My island contains many privations, but this one I luxuriate
in.
I have
got brands on my island, though. And I regularly connect them
with quality products. There is a type of mango tree, for
instance, recognisable by its greater-than-average height.
It reliably produces sweeter and plumper fruit than the other
trees on the island. It stands as a guarantee of quality.
Then there
are the giant land snails with stripy shells. They taste a
bit like mutton, which is rather nice. The giant brown ones,
on the other hand, taste like clay and are to be avoided.
So my
aversion to advertising is hypocritical. Ads, goes the theory,
alert people to quality products by connecting them to brands
– ‘brand awareness’, in the jargon. And
I’m being made aware of good food on the sland by the
brand of the tall tree and the stripy snail.
But before
I was marooned here, I remember that a book was published
by an American woman in which it was argued that brands are
a form of oppression. The book, No Logo, argued that consumers
around the world are coerced into consuming by the lure of
flashy logos. Nike, Starbucks, Tommy Hilfiger – all
conspiracies to force people into buying things.
Now, no
doubt people should exercise discrimination, but are brands
to blame? Look at what the world was like before brands. Back
in the 19th century, food began to be sourced from all over
the place and sold in anonymous cities, instead of being produced
by the local farmers, butchers and bakers who you would probably
know socially, or whose reputation you would be aware of.

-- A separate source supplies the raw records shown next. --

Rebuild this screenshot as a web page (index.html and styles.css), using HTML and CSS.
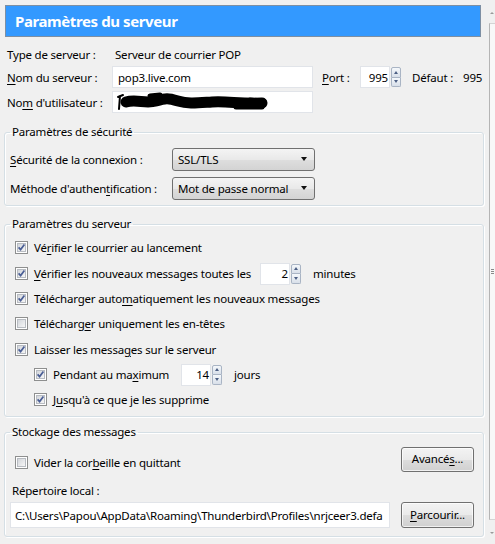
FILE: index.html
```html
<!DOCTYPE html>
<html lang="fr">
<head>
<meta charset="utf-8">
<title>Paramètres du serveur</title>
<link rel="stylesheet" href="styles.css">
</head>
<body>
<div class="window">
  <main class="content">
    <div class="header"><h1 class="title">Paramètres du serveur</h1></div>

    <div class="top">
      <div class="trow trow1">
        <span class="tlabel">Type de serveur :</span>
        <span class="tvalue">Serveur de courrier POP</span>
      </div>
      <div class="trow trow2">
        <span class="tlabel"><u>N</u>om du serveur :</span>
        <span class="textbox wide">pop3.live.com</span>
        <span class="portlabel"><u>P</u>ort :</span>
        <span class="spin"><span class="spinfield">995</span><span class="spinbtns"><span class="sb up"></span><span class="sb down"></span></span></span>
        <span class="deflabel">Défaut :</span>
        <span class="defvalue">995</span>
      </div>
      <div class="trow trow3">
        <span class="tlabel">No<u>m</u> d'utilisateur :</span>
        <span class="textbox wide redacted"><svg class="scribble" width="152" height="20" viewBox="0 0 152 20"><path d="M2 5 L7 3 M4 4 L3 17" stroke="#000" stroke-width="2" fill="none" stroke-linecap="round"/><path d="M10 10 C20 7, 30 12, 40 9 S 52 6, 62 9 S 80 11, 96 10 S 124 12, 146 11" stroke="#000" stroke-width="11" fill="none" stroke-linecap="round"/><path d="M34 4 L44 3 M120 15 L146 15 M134 8 L148 9" stroke="#000" stroke-width="5" fill="none" stroke-linecap="round"/></svg></span>
      </div>
    </div>

    <fieldset class="group sec">
      <legend>Paramètres de sécurité</legend>
      <div class="srow srow1"><span class="slabel"><u>S</u>écurité de la connexion :</span><span class="select">SSL/TLS<span class="caret"></span></span></div>
      <div class="srow srow2"><span class="slabel">Méthode d'authen<u>t</u>ification :</span><span class="select">Mot de passe normal<span class="caret"></span></span></div>
    </fieldset>

    <fieldset class="group srv">
      <legend>Paramètres du serveur</legend>
      <div class="crow first"><span class="cb"><span class="cbi"></span><svg class="tick" width="13" height="13" viewBox="0 0 13 13"><path d="M3.6 6.4 L5.6 8.6 L9.4 3.6" stroke="#4a5e95" stroke-width="1.7" fill="none"/></svg></span><span class="ctext">Vé<u>r</u>ifier le courrier au lancement</span></div>
      <div class="crow plus1"><span class="cb"><span class="cbi"></span><svg class="tick" width="13" height="13" viewBox="0 0 13 13"><path d="M3.6 6.4 L5.6 8.6 L9.4 3.6" stroke="#4a5e95" stroke-width="1.7" fill="none"/></svg></span><span class="ctext w-min"><u>V</u>érifier les nouveaux messages toutes les</span><span class="spin"><span class="spinfield">2</span><span class="spinbtns"><span class="sb up"></span><span class="sb down"></span></span></span><span class="unit">minutes</span></div>
      <div class="crow"><span class="cb"><span class="cbi"></span><svg class="tick" width="13" height="13" viewBox="0 0 13 13"><path d="M3.6 6.4 L5.6 8.6 L9.4 3.6" stroke="#4a5e95" stroke-width="1.7" fill="none"/></svg></span><span class="ctext">Télécharger auto<u>m</u>atiquement les nouveaux messages</span></div>
      <div class="crow"><span class="cb"><span class="cbi"></span></span><span class="ctext">Télécharg<u>e</u>r uniquement les en-têtes</span></div>
      <div class="crow plus1"><span class="cb"><span class="cbi"></span><svg class="tick" width="13" height="13" viewBox="0 0 13 13"><path d="M3.6 6.4 L5.6 8.6 L9.4 3.6" stroke="#4a5e95" stroke-width="1.7" fill="none"/></svg></span><span class="ctext">Laisser les messa<u>g</u>es sur le serveur</span></div>
      <div class="crow indent"><span class="cb"><span class="cbi"></span><svg class="tick" width="13" height="13" viewBox="0 0 13 13"><path d="M3.6 6.4 L5.6 8.6 L9.4 3.6" stroke="#4a5e95" stroke-width="1.7" fill="none"/></svg></span><span class="ctext w-max">Pendant au ma<u>x</u>imum</span><span class="spin"><span class="spinfield">14</span><span class="spinbtns"><span class="sb up"></span><span class="sb down"></span></span></span><span class="unit">jours</span></div>
      <div class="crow indent"><span class="cb"><span class="cbi"></span><svg class="tick" width="13" height="13" viewBox="0 0 13 13"><path d="M3.6 6.4 L5.6 8.6 L9.4 3.6" stroke="#4a5e95" stroke-width="1.7" fill="none"/></svg></span><span class="ctext">J<u>u</u>squ'à ce que je les supprime</span></div>
    </fieldset>

    <fieldset class="group sto">
      <legend>Stockage des messages</legend>
      <div class="crow strow1"><span class="cb low"><span class="cbi"></span></span><span class="ctext low">Vider la cor<u>b</u>eille en quittant</span><span class="btn">Avancé<u>s</u>...</span></div>
      <div class="dirlabel">Répertoire local :</div>
      <div class="dirrow"><span class="textbox path">C:\Users\Papou\AppData\Roaming\Thunderbird\Profiles\nrjceer3.defa</span><span class="btn"><u>P</u>arcourir...</span></div>
    </fieldset>
  </main>

  <aside class="side">
    <div class="side-top"><span class="sarrow up"></span></div>
    <div class="side-track"><span class="grip"></span></div>
    <div class="side-bottom"><span class="sarrow down"></span></div>
  </aside>
</div>
</body>
</html>
```

FILE: styles.css
```css
* { box-sizing: border-box; }
html, body { margin: 0; padding: 0; }
body {
  background: #f0f0f0;
  font-family: "Noto Sans", "Open Sans", sans-serif;
  font-size: 11.5px;
  letter-spacing: -0.2px;
  color: #000;
  width: 495px;
  height: 544px;
  overflow: hidden;
}
u { text-decoration: underline; text-underline-offset: 2px; }

.window { display: flex; height: 544px; }
.content { width: 489px; flex: none; }

.header {
  margin: 5px 0 0 5px;
  width: 476px;
  height: 32px;
  background: #3399ff;
  border: 1px solid #7d8fa3;
  display: flex;
  align-items: center;
  padding-left: 9px;
}
.title {
  margin: 0;
  font-size: 15px;
  font-weight: 700;
  color: #fff;
  letter-spacing: -0.4px;
  line-height: 1;
}

.top { padding-left: 7px; }
.trow { display: flex; align-items: center; height: 22px; }
.trow1 { margin-top: 6px; }
.trow2 { margin-top: 1px; }
.trow3 { margin-top: 3px; }
.tlabel { width: 105px; flex: none; }
.tvalue { padding-left: 3px; }

.textbox {
  height: 22px;
  background: #fff;
  border: 1px solid #e1e4e9;
  display: flex;
  align-items: center;
  padding-left: 5px;
  white-space: nowrap;
  overflow: hidden;
  flex: none;
}
.wide { width: 201px; }
.redacted { padding-left: 3px; }
.scribble { display: block; }

.portlabel { margin-left: 9px; width: 38px; flex: none; }
.deflabel { margin-left: 11px; width: 51px; flex: none; }

.spin { display: flex; height: 22px; flex: none; }
.spinfield {
  width: 30px;
  background: #fff;
  border: 1px solid #e1e4e9;
  display: flex;
  align-items: center;
  justify-content: flex-end;
  padding-right: 1px;
}
.spinbtns {
  display: flex;
  flex-direction: column;
  width: 10px;
  margin: 1px 0 1px 1px;
}
.sb {
  flex: 1;
  border: 1px solid #a9b4c4;
  background: linear-gradient(#f5f8fb, #d8dfe9);
  display: flex;
  align-items: center;
  justify-content: center;
}
.sb.up { border-radius: 2px 2px 0 0; }
.sb.down { border-top: none; border-radius: 0 0 2px 2px; }
.sb.up::before {
  content: "";
  border-left: 2.5px solid transparent;
  border-right: 2.5px solid transparent;
  border-bottom: 3px solid #4d5f84;
}
.sb.down::before {
  content: "";
  border-left: 2.5px solid transparent;
  border-right: 2.5px solid transparent;
  border-top: 3px solid #4d5f84;
}

.group {
  margin: 0 5px 0 4px;
  padding: 0;
  border: 1px solid #d5dfe5;
  border-radius: 3px;
  box-shadow: inset 1px 1px 0 #fff, 1px 1px 0 #fff;
  min-width: 0;
}
.group legend {
  margin-left: 5px;
  padding: 0 2px;
  line-height: 16px;
}
.sec { margin-top: 11px; padding-bottom: 5px; }
.srv { margin-top: 10px; padding-bottom: 4px; }
.sto { margin-top: 7px; padding-bottom: 8px; }

.srow { display: flex; align-items: center; padding-left: 5px; }
.srow1 { margin-top: 8px; }
.srow2 { margin-top: 6px; }
.slabel { width: 162px; flex: none; }
.select {
  width: 143px;
  height: 23px;
  border: 1px solid #707070;
  border-radius: 3px;
  background: linear-gradient(#f4f4f4, #e9e9e9 50%, #dedede 51%, #d3d3d3);
  display: flex;
  align-items: center;
  padding: 0 7px 0 5px;
}
.caret {
  margin-left: auto;
  margin-top: -2px;
  width: 0;
  height: 0;
  border-left: 3px solid transparent;
  border-right: 3px solid transparent;
  border-top: 4px solid #111;
}

.crow { display: flex; align-items: center; height: 25px; padding-left: 10px; }
.crow.first { margin-top: 3px; }
.crow.plus1 { margin-top: 1px; }
.crow.indent { padding-left: 29px; }
.cb {
  width: 13px;
  height: 13px;
  flex: none;
  border: 1px solid #8e8f8f;
  background: #fff;
  display: grid;
  place-items: center;
  margin-right: 6px;
}
.cbi {
  grid-area: 1 / 1;
  width: 9px;
  height: 9px;
  border: 1px solid #b8bcc2;
  background: linear-gradient(135deg, #d3d6db, #f6f6f6);
}
.tick {
  grid-area: 1 / 1;
  display: block;
  margin: -1px;
}
.ctext { white-space: nowrap; }
.w-min { width: 226px; flex: none; }
.w-max { width: 128px; flex: none; }
.unit { margin-left: 12px; }

.strow1 { margin-top: 7px; padding-right: 9px; }
.strow1 .btn { margin-left: auto; }
.low { margin-top: 6px; }

.btn {
  width: 73px;
  height: 25px;
  flex: none;
  border: 1px solid #707070;
  border-radius: 3px;
  background: linear-gradient(#f3f3f3, #eaeaea 50%, #dddddd 51%, #d0d0d0);
  display: flex;
  align-items: center;
  justify-content: center;
  padding-bottom: 2px;
  box-shadow: inset 0 0 0 1px rgba(255,255,255,0.7);
}

.dirlabel { margin-top: 11px; height: 16px; line-height: 16px; padding-left: 7px; }
.dirrow { display: flex; align-items: center; margin-top: 3px; padding-left: 5px; }
.path { width: 380px; height: 26px; padding-left: 4px; margin-right: 11px; }
.dirrow .btn { height: 26px; }

.side { width: 6px; flex: none; display: flex; flex-direction: column; }
.side-top { height: 23px; display: flex; justify-content: center; padding-top: 12px; }
.side-track {
  height: 497px;
  border-left: 1px solid #b4b4b4;
  border-top: 1px solid #d4d4d4;
  border-bottom: 1px solid #d4d4d4;
  background: #f8f8f8;
  display: flex;
  align-items: center;
  justify-content: center;
}
.grip {
  width: 3px;
  height: 5px;
  background: repeating-linear-gradient(#8a8a8a 0 1px, transparent 1px 2px);
}
.side-bottom { display: flex; justify-content: center; padding-top: 12px; }
.sarrow { width: 0; height: 0; border-left: 2px solid transparent; border-right: 2px solid transparent; }
.sarrow.up { border-bottom: 2px solid #9a9a9a; }
.sarrow.down { border-top: 2px solid #9a9a9a; }
```
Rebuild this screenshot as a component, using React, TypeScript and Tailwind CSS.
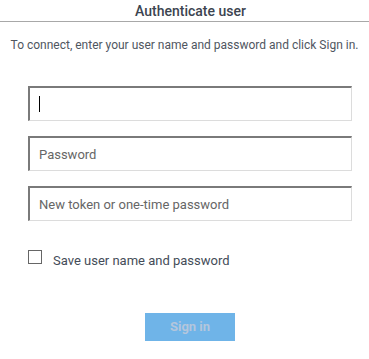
import { useState } from "react";

const inputCls =
  "block w-[324px] h-[35px] px-[9px] text-[13px] text-[#333] placeholder:text-[#666] bg-white outline-none border-t-2 border-l-2 border-r border-b border-t-[#7a7a7a] border-l-[#7a7a7a] border-r-[#dcdcdc] border-b-[#dcdcdc]";

const App = () => {
  const [save, setSave] = useState(false);
  return (
    <div className="w-[369px] h-[359px] bg-white font-['Roboto',sans-serif] flex flex-col">
      <div className="h-[22px] border-b border-[#a8a8a8] flex items-center justify-center pl-[12px]">
        <span className="text-[14px] font-medium text-[#3c4450] leading-none">Authenticate user</span>
      </div>
      <p className="mt-[15px] text-center text-[12px] text-[#50565f] leading-[16px]">
        To connect, enter your user name and password and click Sign in.
      </p>
      <div className="flex flex-col gap-[15px] pl-[28px] mt-[33px]">
        <div className="relative w-[324px]">
          <input className={inputCls} type="text" />
          <span className="absolute left-[11px] top-[10px] w-px h-[16px] bg-black" />
        </div>
        <input className={inputCls} type="password" placeholder="Password" />
        <input className={inputCls} type="text" placeholder="New token or one-time password" />
      </div>
      <label className="flex items-start ml-[28px] mt-[29px] gap-[11px]">
        <span
          onClick={() => setSave(!save)}
          className="w-[14px] h-[14px] border border-[#666] bg-white flex items-center justify-center"
        >
          {save ? <span className="w-[8px] h-[8px] bg-[#555]" /> : null}
        </span>
        <span className="text-[13px] text-[#444c58] leading-[16px] mt-[3px]">Save user name and password</span>
      </label>
      <div className="flex justify-center mt-[44px] pl-[11px]">
        <button className="w-[90px] h-[28px] bg-[#6fb4e8] text-[13px] font-bold text-[#b4c6dc]">Sign in</button>
      </div>
    </div>
  );
};

export default App;
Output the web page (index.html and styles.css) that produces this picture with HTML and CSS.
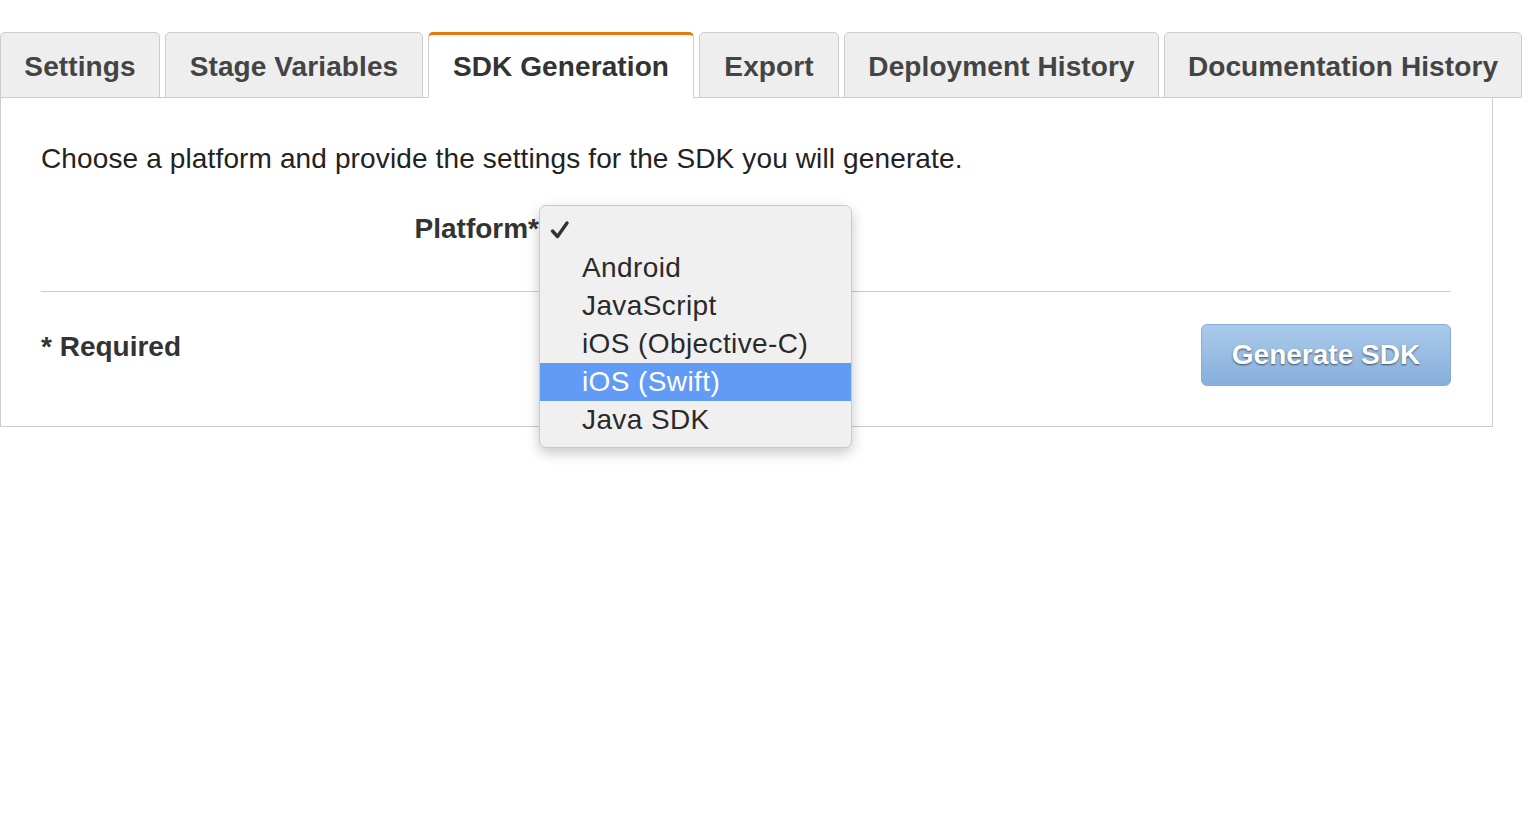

As soon as that natural connection between producer and food
was broken, the way was open to all sorts of nasty practices.
Chocolate was adulterated with lead and vegetable fat. Tea
had bits of twig in it. Arsenic got added to ice-cream –
that sort of thing.
Obviously,
there was a need for a guarantee that consumers would get
what they thought they were getting. Brands like Cadbury’s,
Liptons and Walls took off because they promised a basic level
of quality. Prior to that, the array of food on offer was
like what my island would be, if I didn’t have any way
of distinguishing mango tree from mango tree, snail from snail.
It was a gastronomic lottery, with death a possible losing
ticket.
There
is one way, though, in which my island brands are inferior
to commercial brands. They cannot change. One good thing about
brands that No Logo misses is that they are conduits through
which mass consumer power can force companies to change. If
I think that my mango trees are sucking up too much water,
I can’t do much about it. If someone thinks their burger
seller is using too much water to grow the spuds for their
fries, they can stop buying them. Brands allow that sort of
direct action to be taken.
But wishing
for the death of brands is like wishing for the abolition
of alcohol. It would be nice if people weren’t drunkards,
but banning what makes them drunk isn’t going to stop
it happening. It directs fire at the wrong target, but is
easier and provides a more immediate thrill of moral virtue
than trying to change the human heart, I suppose.
Speaking of thrills, my snail and mango salad awaits.